UniversalDependencies / UD_English-GUM

Other
30 stars 4 forks source link

SplitAnte with a single antecedent #82

Closed martinpopel closed 3 months ago

martinpopel commented 6 months ago

GUM_essay_sexlife-30 in the dev branch contains a line with SplitAnte=130<140 Running validate.py --lang en --level 2 --coref GUM_essay_sexlife.conllu shows

[L6 Coref only-one-split-antecedent] SplitAnte statement '130<140' must specify at least two antecedents for entity '140'.

BTW: If you switch from GRP to eid (as we've discussed several times), you can benefit from the coreference validation.

amir-zeldes commented 6 months ago

Oh, yes, I see the problem and why our validator didn't pick it up - one of the two antecedents was accidentally also coref-ed to the anaphor, so in reality it was 130<130,140 which is of course impossible.
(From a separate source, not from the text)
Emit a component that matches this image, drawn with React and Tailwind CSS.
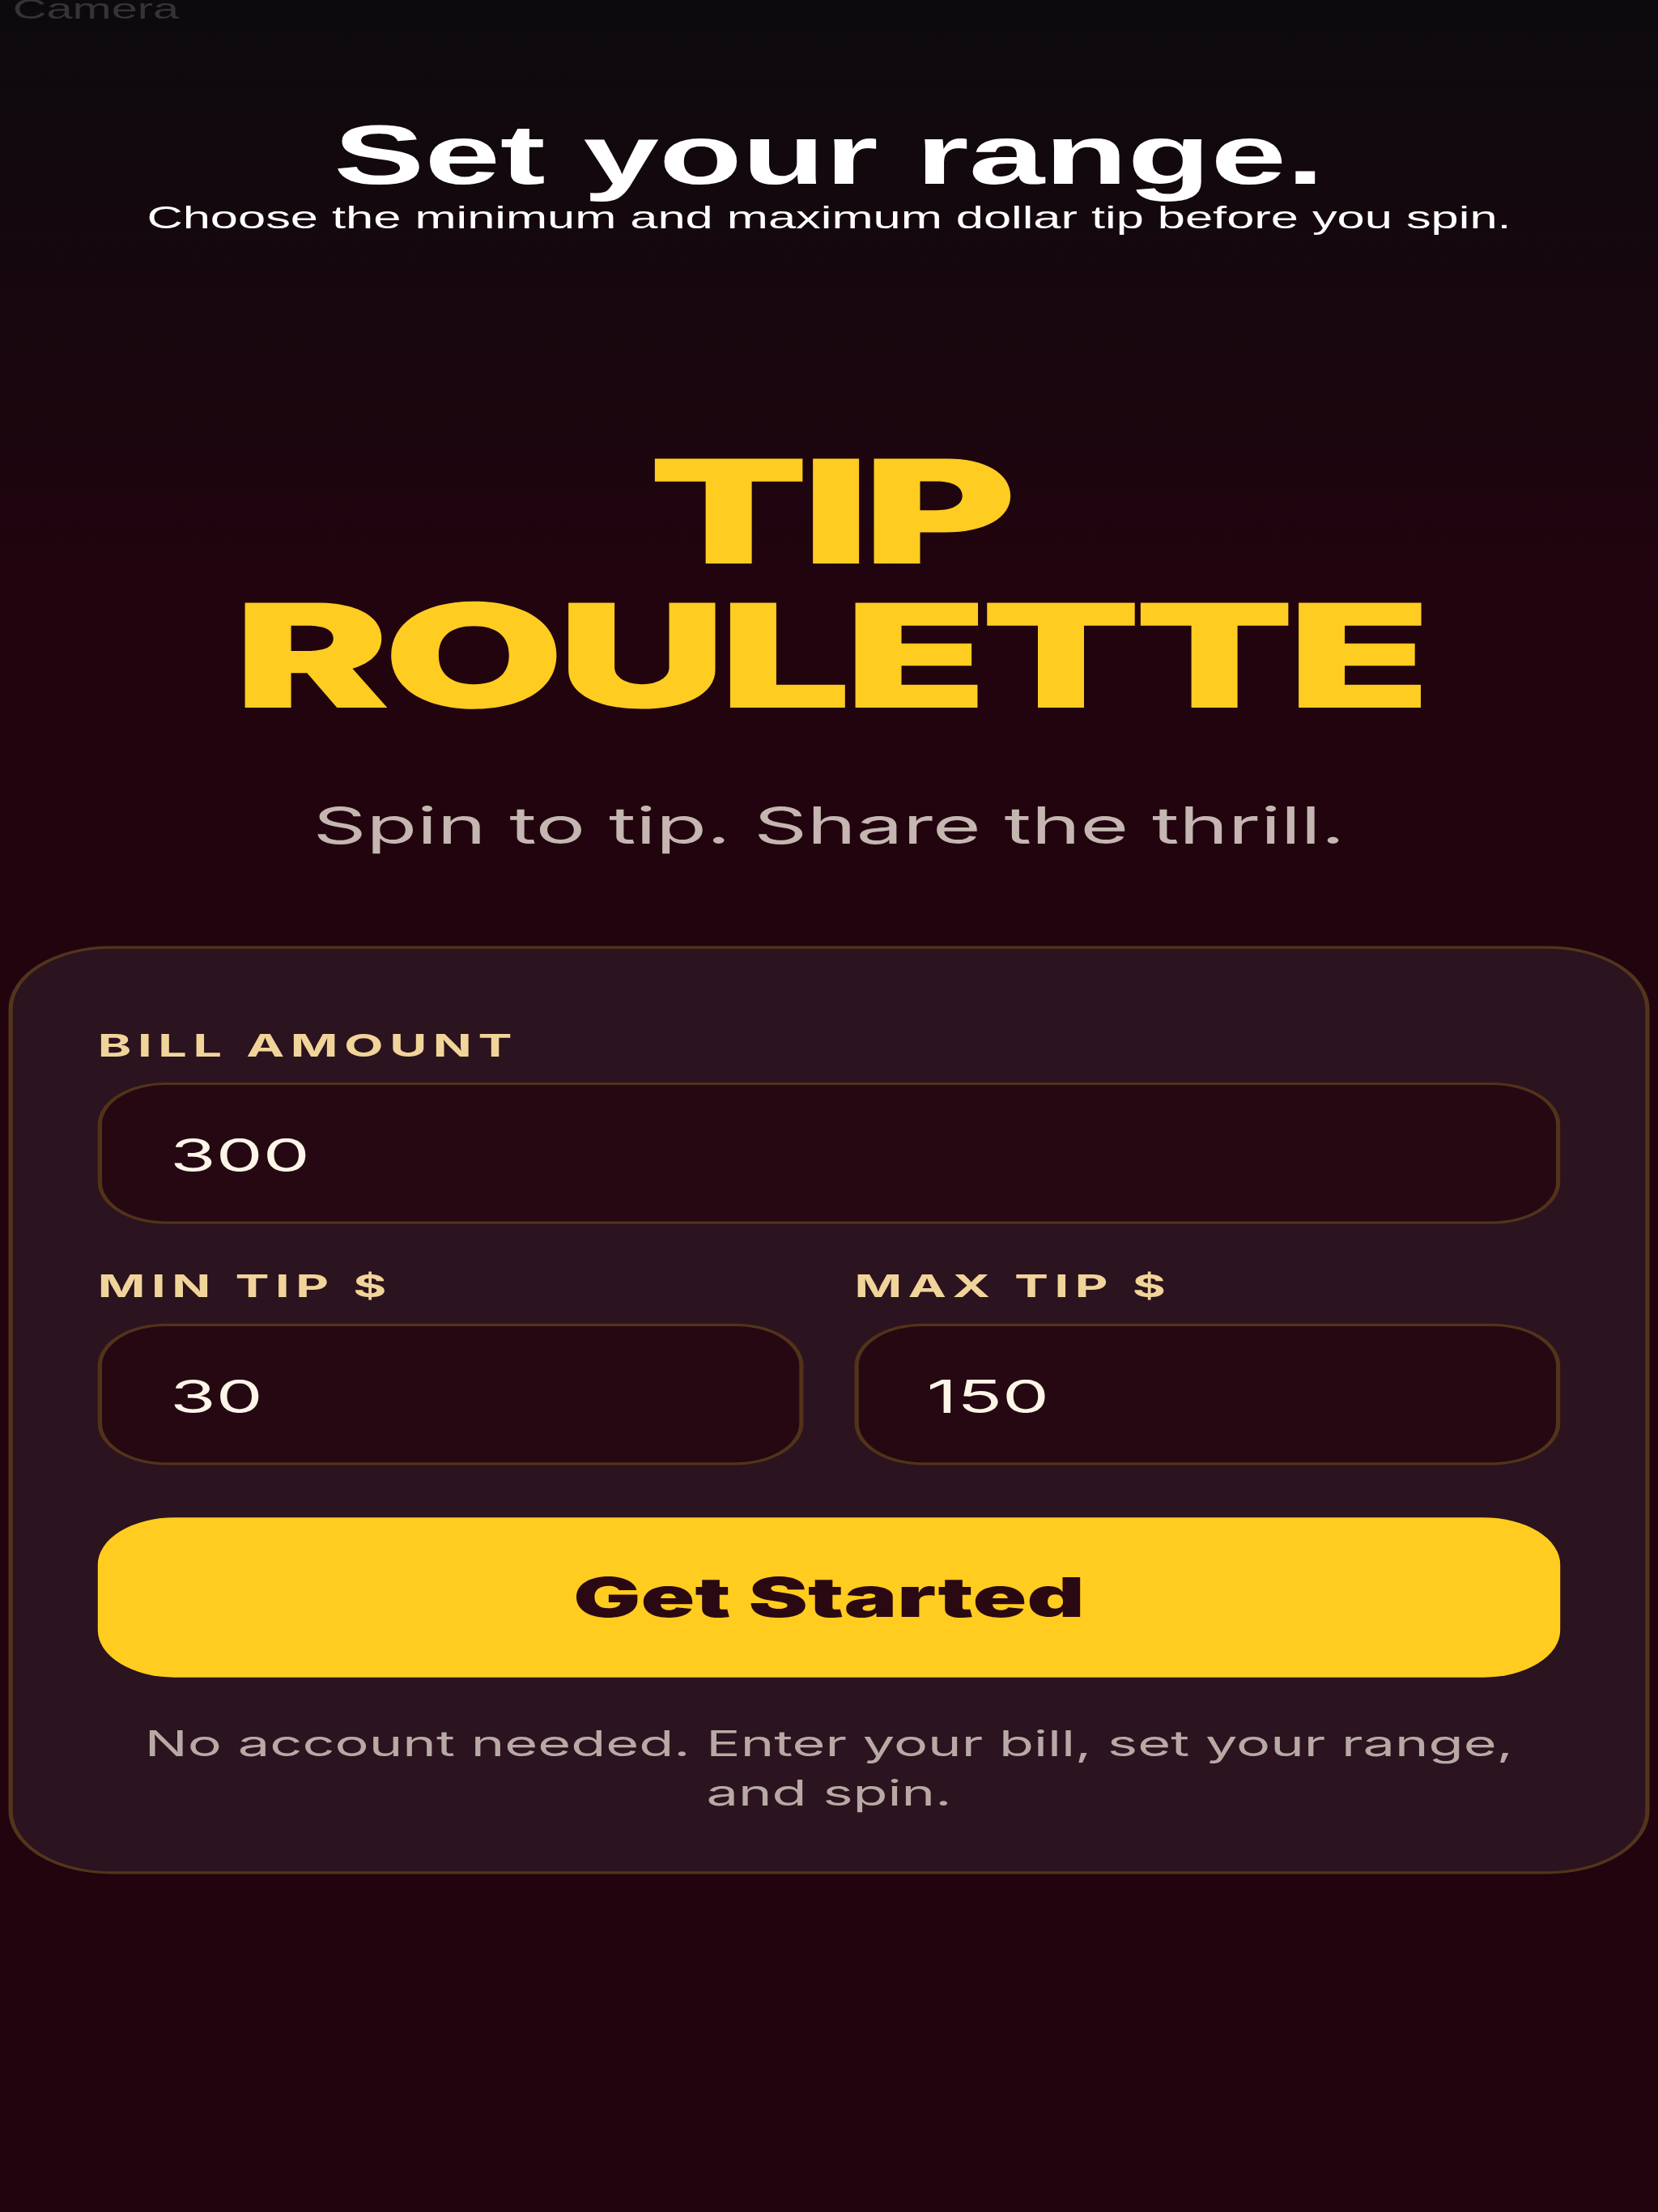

I'll remove the redundant coref and that should fix it.

BTW: If you switch from GRP to eid (as we've discussed several times), you can benefit from the coreference validation.

OK, remind me again what was the issue? Was it that you need unique EIDs per document but not so for GRP? If so then I remember, that was a deal-breaker because it prevents guaranteed validity on concatenation of documents. Why is it not possible to valildate data that uses GRP?